Alle werden sich von heiligen Kühen trennen müssen, auch die PDS, zumal sich die Situation durch die demografische Entwicklung und die Abwanderung aus den Randregionen verschärft. Wir werden Standards senken müssen, wir werden nicht jede Schule erhalten können. Es wird auch bei den Sozialausgaben zu Einschnitten kommen müssen.

Auch bei den hohen Kita-Standards?

Das wird wohl so kommen, zum Beispiel bei baulichen Standards von Kitas, die nicht so hoch sein müssen. Aber: Eine flächendeckende Kinderbetreuung muss sichergestellt werden. Das muss nicht teuer sein.

Ein Streitthema ist der Sparbeitrag des öffentlichen Dienstes: Sollen Urlaubs- und Weihnachtsgeld gekürzt werden?

Ich halte es für einen Fehler, die Verhandlungen mit der Drohung betriebsbedingter Kündigungen zu beginnen. Die Gewerkschaften sind verhandlungsbereit, weil sie die Haushaltssituation kennen. Ich denke an das Aussetzen von Gehaltssteigerungen oder das Verkürzen von Arbeitszeit. Die unteren Einkommen sollte man weniger stark belasten.

2006 soll über die Länderfusion abgestimmt werden. Ist der Termin noch realistisch?

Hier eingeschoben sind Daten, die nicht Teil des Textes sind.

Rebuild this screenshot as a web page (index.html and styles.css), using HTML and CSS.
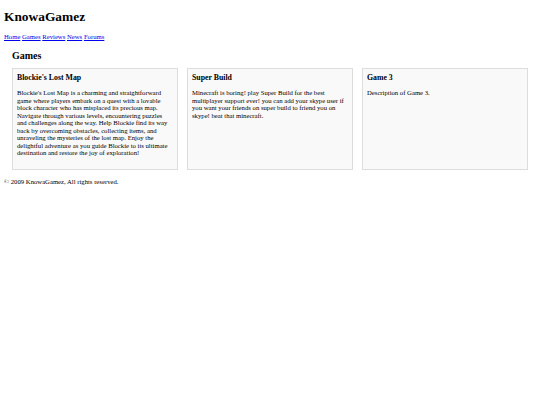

Nein. Eine Zustimmung bei der Volksabstimmung 2006 ist wegen der Haushaltskrise in beiden Ländern fraglich, dies sollte offen ausgesprochen werden. Eine erneute Niederlage muss aber ausgeschlossen werden, weil es keinen dritten Anlauf geben wird. Die Abstimmung kann auch nach 2006 stattfinden. Trotzdem sollte man an einer möglichen Fusion 2009 festhalten, weil sie aus rationalen Gründen notwendig ist.